Panegyrĭcus
(
πανηγυρικός). The name given among the Greeks to a speech
delivered before a
πανήγυρις—that is, an assembly
of the whole nation on the occasion of the celebration of a festival, such as the Panathenaea
and the four great national games. This oration had reference to the feast itself, or was
intended to inspire the assembled multitude with emulation by praising the great deeds of
their ancestors, and also to urge them to unanimous co-operation against their common foes.
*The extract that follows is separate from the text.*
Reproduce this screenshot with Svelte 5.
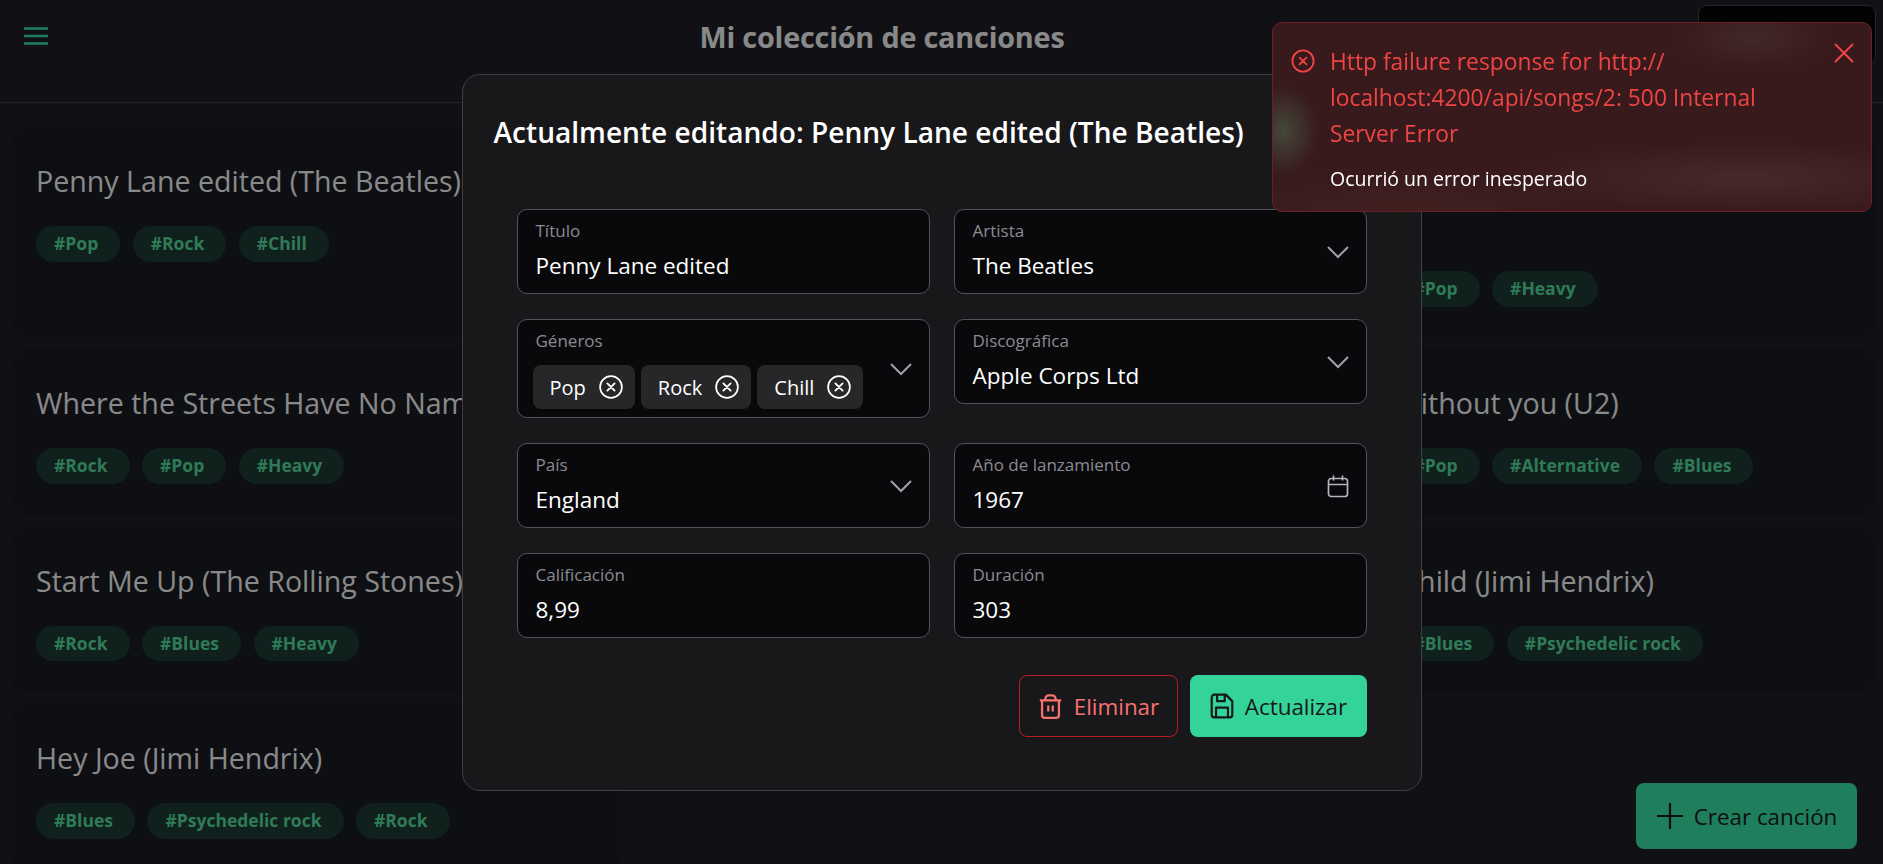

The most famous compositions of this kind which have been preserved are the
Panegyricus and
Panathenaïcus of Isocrates, neither of
which, however, was actually delivered in public. In later times eulogies upon individuals
were so named. This kind of composition was especially cultivated under the Roman Empire by
Greeks and Romans. In Roman literature the most ancient example of this kind which remains is
the eulogy of the emperor Trajan, delivered by the younger Pliny in the Senate, A.D. 100,
thanking the emperor for conferring on him the consulate —a model which subsequent
ages vainly endeavoured to imitate. It forms, together with eleven orations of Mamertinus,
Eumenius, Nazarius, Pacatus Drepanius, and other unknown representatives of the Gallic school
of rhetoric from the end of the third and the whole of the fourth centuries A.D., the extant
collection of the
Panegyrici Latini. Besides these we possess similar orations
by Symmachus, Ausonius, and Eunodius. There are also a considerable number of poetical
panegyrics—e. g. one upon Messala, composed in the year B.C. 31, and wrongly
attributed to Tibullus; one by an unknown author of the Neronian time upon Calpurnius Piso;
and others by Claudian, Sidonius Apollinaris, Merobaudes, Corippus, Priscian, and
Venantius Fortunatus (q.v.).
There are editions of the panegyrici by Beatus Rhenanus
(Basle, 1520),
Livineius
(Antwerp, 1599), Rittershusius, with notes
(Frankfort,
1607), Schwarz
(Altdorf, 1739-48), Arntzen
(Utrecht,
1790-95), and Bährens
(Leipzig, 1874). See Rühl,
De Panegyricis Duodecim Latinis (Greifswald, 1868).